The House leadership’s clever way to finance the bill dissolved the bipartisan comity: Repeal Obamacare’s individual mandate to purchase health insurance. The CBO estimated this would save hundreds of billions of dollars because fewer individuals would be coerced into buying highly subsidized coverage. Republicans argued that the Obama administration had waived scores of provisions of Obamacare that helped businesses, insurance companies, hospitals, and others. Why not delay the provision most onerous to the individual — the mandate to purchase coverage?
The Republican leadership had selected the most controversial provision in Obamacare. It was the basis for the Supreme Court review of the law and the administration viewed it as critical to a functioning healthcare marketplace, arguing that it would deter adverse selection. But the Republicans felt that the administration would waive this provision in essence anyway by making so many hardship exceptions that it would be a mandate in name only. Why not capture the savings and solve the SGR at the same time? The bill passed with a dozen Democrats joining a unified Republican conference.
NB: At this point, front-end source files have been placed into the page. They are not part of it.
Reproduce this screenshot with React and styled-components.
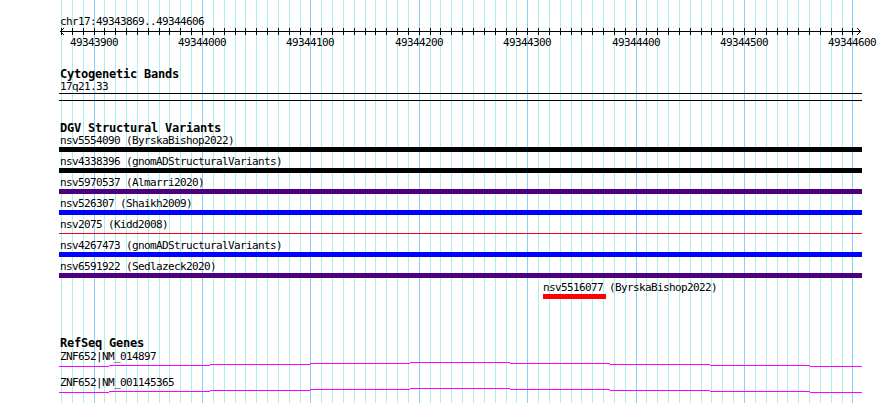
import React from 'react'
import styled, { createGlobalStyle } from 'styled-components'

const START = 49343869
const SCALE = 1.084
const LEFT = 60
const toX = (pos) => Math.round(LEFT + (pos - START) * SCALE)

const gridPositions = []
for (let p = 49343870; p <= 49344600; p += 10) gridPositions.push(p)
const majorPositions = gridPositions.filter((p) => p % 100 === 0)

const variants = [
  { name: 'nsv5554090', study: 'ByrskaBishop2022', color: '#000000' },
  { name: 'nsv4338396', study: 'gnomADStructuralVariants', color: '#000000' },
  { name: 'nsv5970537', study: 'Almarri2020', color: '#4b0082' },
  { name: 'nsv526307', study: 'Shaikh2009', color: '#0000ff' },
  { name: 'nsv2075', study: 'Kidd2008', color: '#ff0000', thin: true },
  { name: 'nsv4267473', study: 'gnomADStructuralVariants', color: '#0000ff' },
  { name: 'nsv6591922', study: 'Sedlazeck2020', color: '#4b0082' },
  { name: 'nsv5516077', study: 'ByrskaBishop2022', color: '#ff0000', left: 483, width: 63 },
]

const genes = ['ZNF652|NM_014897', 'ZNF652|NM_001145365']

// intron "hat" drawn as stepped segments (page x, y offset)
const hatBreaks = [59, 109, 210, 310, 410, 510, 610, 710, 810, 862]
const hatLevels = [4, 3, 2, 1, 0, 1, 2, 3, 4]

const MONO = '"DejaVu Sans Mono", "Liberation Mono", monospace'

const GlobalStyle = createGlobalStyle`
  html, body {
    margin: 0;
    padding: 0;
    background: #ffffff;
  }
`

const Panel = styled.div`
  position: relative;
  width: 890px;
  height: 403px;
  overflow: hidden;
  background: #ffffff;
  color: #000000;
  font-family: ${MONO};
  font-size: 11px;
  letter-spacing: -0.62px;
`

const GridLayer = styled.svg`
  position: absolute;
  top: 0;
  left: 0;
  z-index: 0;
`

const Tracks = styled.div`
  position: relative;
  z-index: 1;
  display: flex;
  flex-direction: column;
  width: 802px;
  padding: 16px 28px 0 60px;
`

const Section = styled.section`
  display: flex;
  flex-direction: column;
  margin-top: ${(p) => p.$gap || 0}px;
`

const Text = styled.div`
  height: ${(p) => p.$h || 13}px;
  line-height: ${(p) => p.$h || 13}px;
  white-space: nowrap;
  padding-top: ${(p) => p.$pad || 0}px;
`

const Title = styled.div`
  height: 12px;
  line-height: 12px;
  font-size: 12px;
  letter-spacing: -0.22px;
  font-weight: bold;
  white-space: nowrap;
`

const Ruler = styled.svg`
  display: block;
  overflow: visible;
`

const BandBox = styled.div`
  margin-left: -1px;
  width: 803px;
  height: 6px;
  border-top: 1px solid #000;
  border-bottom: 1px solid #000;
`

const Row = styled.div`
  display: flex;
  flex-direction: column;
  margin-bottom: 3px;
`

const GlyphArea = styled.div`
  height: 5px;
  display: flex;
  flex-direction: column;
  justify-content: center;
`

const Bar = styled.div`
  height: ${(p) => (p.$thin ? 1 : 5)}px;
  background: ${(p) => p.$color};
`

const Hat = styled.svg`
  display: block;
  margin-left: -1px;
  margin-top: -2px;
`

const ScaleTrack = () => (
  <Section>
    <Text $h={12}>chr17:49343869..49344606</Text>
    <Ruler width="802" height="19">
      <rect x="0" y="3" width="801" height="1" fill="#000" />
      {gridPositions.map((p) => (
        <rect key={p} x={toX(p) - LEFT} y="0" width="1" height="7" fill="#000" />
      ))}
      <polyline points="4,0 0.5,3.5 4,7" fill="none" stroke="#000" strokeWidth="1" />
      <polyline points="797,0 800.5,3.5 797,7" fill="none" stroke="#000" strokeWidth="1" />
      {majorPositions.map((p) => (
        <text
          key={p}
          x={toX(p) - LEFT + 24}
          y="18"
          textAnchor="end"
          fontSize="11"
          letterSpacing="-0.62"
          fontFamily={MONO}
          fill="#000"
        >
          {p}
        </text>
      ))}
    </Ruler>
  </Section>
)

const GeneHat = ({ color }) => (
  <Hat width="803" height="14">
    {hatLevels.map((lvl, i) => (
      <rect
        key={i}
        x={hatBreaks[i] - 59}
        y={lvl + 1}
        width={hatBreaks[i + 1] - hatBreaks[i]}
        height="1"
        fill={color}
      />
    ))}
  </Hat>
)

export default function App() {
  return (
    <>
      <GlobalStyle />
      <Panel>
        <GridLayer width="890" height="403">
          {gridPositions.map((p) => (
            <rect
              key={p}
              x={toX(p)}
              y="0"
              width="1"
              height="403"
              fill={p % 100 === 0 ? '#87cefa' : '#afeeee'}
            />
          ))}
        </GridLayer>
        <Tracks>
          <ScaleTrack />

          <Section $gap={21}>
            <Title>Cytogenetic Bands</Title>
            <Text>17q21.33</Text>
            <BandBox />
          </Section>

          <Section $gap={21}>
            <Title>DGV Structural Variants</Title>
            {variants.map((v) => (
              <Row key={v.name}>
                <Text style={v.left ? { marginLeft: v.left } : undefined}>
                  {v.name} ({v.study})
                </Text>
                <GlyphArea>
                  <Bar
                    $color={v.color}
                    $thin={v.thin}
                    style={
                      v.left
                        ? { marginLeft: v.left, width: v.width }
                        : { marginLeft: -1, width: 803 }
                    }
                  />
                </GlyphArea>
              </Row>
            ))}
          </Section>

          <Section $gap={35}>
            <Title>RefSeq Genes</Title>
            {genes.map((g) => (
              <React.Fragment key={g}>
                <Text $pad={1} $h={13}>{g}</Text>
                <GeneHat color="#ff00ff" />
              </React.Fragment>
            ))}
          </Section>
        </Tracks>
      </Panel>
    </>
  )
}
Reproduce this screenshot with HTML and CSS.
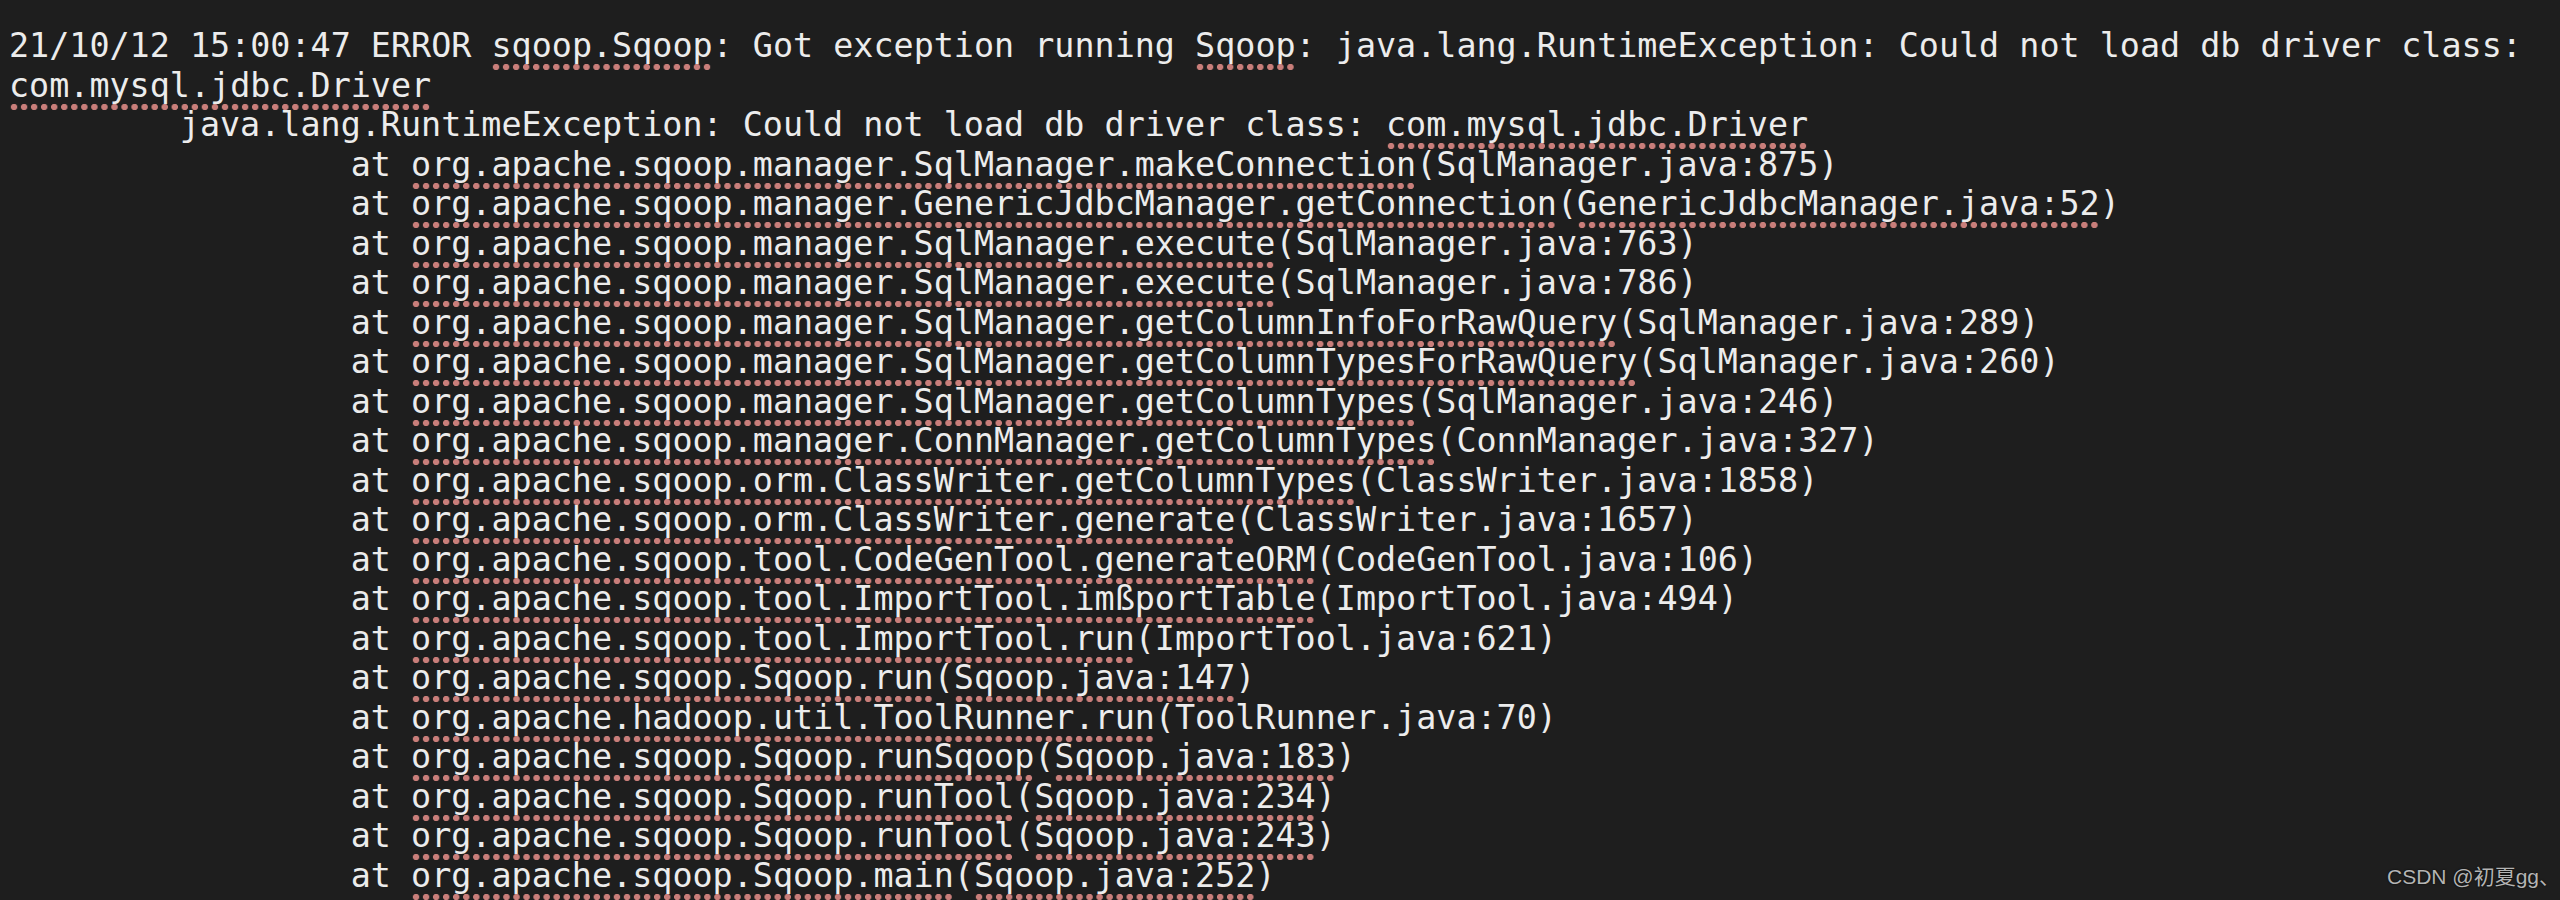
FILE: index.html
```html
<!DOCTYPE html>
<html lang="zh">
<head>
    <meta charset="UTF-8">
    <title>sqoop error</title>
    <link rel="stylesheet" href="styles.css">
</head>
<body>

<div class="term">
    <div class="ln">21/10/12 15:00:47 ERROR <span class="sq">sqoop.Sqoop</span>: Got exception running <span class="sq">Sqoop</span>: java.lang.RuntimeException: Could not load db driver class:</div>
    <div class="ln"><span class="sq">com.mysql.jdbc.Driver</span></div>
    <div class="ln tab1">java.lang.RuntimeException: Could not load db driver class: <span class="sq">com.mysql.jdbc.Driver</span></div>
    <div class="ln tab2">at <span class="sq">org.apache.sqoop.manager.SqlManager.makeConnection</span>(SqlManager.java:875)</div>
    <div class="ln tab2">at <span class="sq">org.apache.sqoop.manager.GenericJdbcManager.getConnection</span>(<span class="sq">GenericJdbcManager.java:52</span>)</div>
    <div class="ln tab2">at <span class="sq">org.apache.sqoop.manager.SqlManager.execute</span>(SqlManager.java:763)</div>
    <div class="ln tab2">at <span class="sq">org.apache.sqoop.manager.SqlManager.execute</span>(SqlManager.java:786)</div>
    <div class="ln tab2">at <span class="sq">org.apache.sqoop.manager.SqlManager.getColumnInfoForRawQuery</span>(SqlManager.java:289)</div>
    <div class="ln tab2">at <span class="sq">org.apache.sqoop.manager.SqlManager.getColumnTypesForRawQuery</span>(SqlManager.java:260)</div>
    <div class="ln tab2">at <span class="sq">org.apache.sqoop.manager.SqlManager.getColumnTypes</span>(SqlManager.java:246)</div>
    <div class="ln tab2">at <span class="sq">org.apache.sqoop.manager.ConnManager.getColumnTypes</span>(ConnManager.java:327)</div>
    <div class="ln tab2">at <span class="sq">org.apache.sqoop.orm.ClassWriter.getColumnTypes</span>(ClassWriter.java:1858)</div>
    <div class="ln tab2">at <span class="sq">org.apache.sqoop.orm.ClassWriter.generate</span>(ClassWriter.java:1657)</div>
    <div class="ln tab2">at <span class="sq">org.apache.sqoop.tool.CodeGenTool.generateORM</span>(CodeGenTool.java:106)</div>
    <div class="ln tab2">at <span class="sq">org.apache.sqoop.tool.ImportTool.imßportTable</span>(ImportTool.java:494)</div>
    <div class="ln tab2">at <span class="sq">org.apache.sqoop.tool.ImportTool.run</span>(ImportTool.java:621)</div>
    <div class="ln tab2">at <span class="sq">org.apache.sqoop.Sqoop.run</span>(<span class="sq">Sqoop.java:147</span>)</div>
    <div class="ln tab2">at <span class="sq">org.apache.hadoop.util.ToolRunner.run</span>(ToolRunner.java:70)</div>
    <div class="ln tab2">at <span class="sq">org.apache.sqoop.Sqoop.runSqoop</span>(<span class="sq">Sqoop.java:183</span>)</div>
    <div class="ln tab2">at <span class="sq">org.apache.sqoop.Sqoop.runTool</span>(<span class="sq">Sqoop.java:234</span>)</div>
    <div class="ln tab2">at <span class="sq">org.apache.sqoop.Sqoop.runTool</span>(<span class="sq">Sqoop.java:243</span>)</div>
    <div class="ln tab2">at <span class="sq">org.apache.sqoop.Sqoop.main</span>(<span class="sq">Sqoop.java:252</span>)</div>
</div>

<!-- 水印 -->
<div class="mark">CSDN @初夏gg、</div>

</body>
</html>
```

FILE: styles.css
```css
/* 终端背景 */
html, body {
    margin: 0;
    height: 100%;
    background-color: #1e1e1e;
    overflow: hidden;
}

body {
    position: relative;
}

.term {
    padding: 26px 0 0 9px;
    font-family: "DejaVu Sans Mono", "Liberation Mono", monospace;
    font-size: 33.4px;
    line-height: 39.5px;
    color: #ececec;
}

.ln {
    white-space: pre;
}

.tab1 {
    padding-left: calc(8ch + 10px);
}

.tab2 {
    padding-left: 17ch;
}

/* 拼写检查的点状下划线 */
.sq {
    padding-bottom: 6px;
    background-image: radial-gradient(circle, #c97e7a 2.9px, transparent 3.5px);
    background-size: 10.05px 8px;
    background-repeat: repeat-x;
    background-position: 0 100%;
}

/* 右下角水印 */
.mark {
    position: absolute;
    right: 0;
    bottom: 10px;
    font-family: "Liberation Sans", "Noto Sans CJK SC", sans-serif;
    font-size: 21px;
    color: #b4b4b4;
    text-shadow: 0 0 2px #000;
}
```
The Senate quickly announced that it would call up the SGR reform legislation with no offset whatsoever — the one approach the House could not accept. Newly installed Finance Chairman Wyden introduced new legislation without notifying his Republican counterpart and partisan acrimony deepened. A temporary patch now looks likely, and the sword of Damocles will continue to hang over physicians’ heads. Congressional paralysis continues…
Update on Part D Rule
In February’s issue, I reported on the controversial proposed rule CMS (Center of Medicare and Medicaid Services) issued that would have gutted patient access protections in Medicare Part D. The agency encountered withering push back from 371 organizations representing millions of patients, seniors, and multiple healthcare stakeholders, as well as bipartisan opposition from the finance committee. But it took the scheduling of a vote in the House of Representatives to strike the regulation that forced CMS to summarily withdraw the proposal the morning of the vote. An important victory for a program that is working!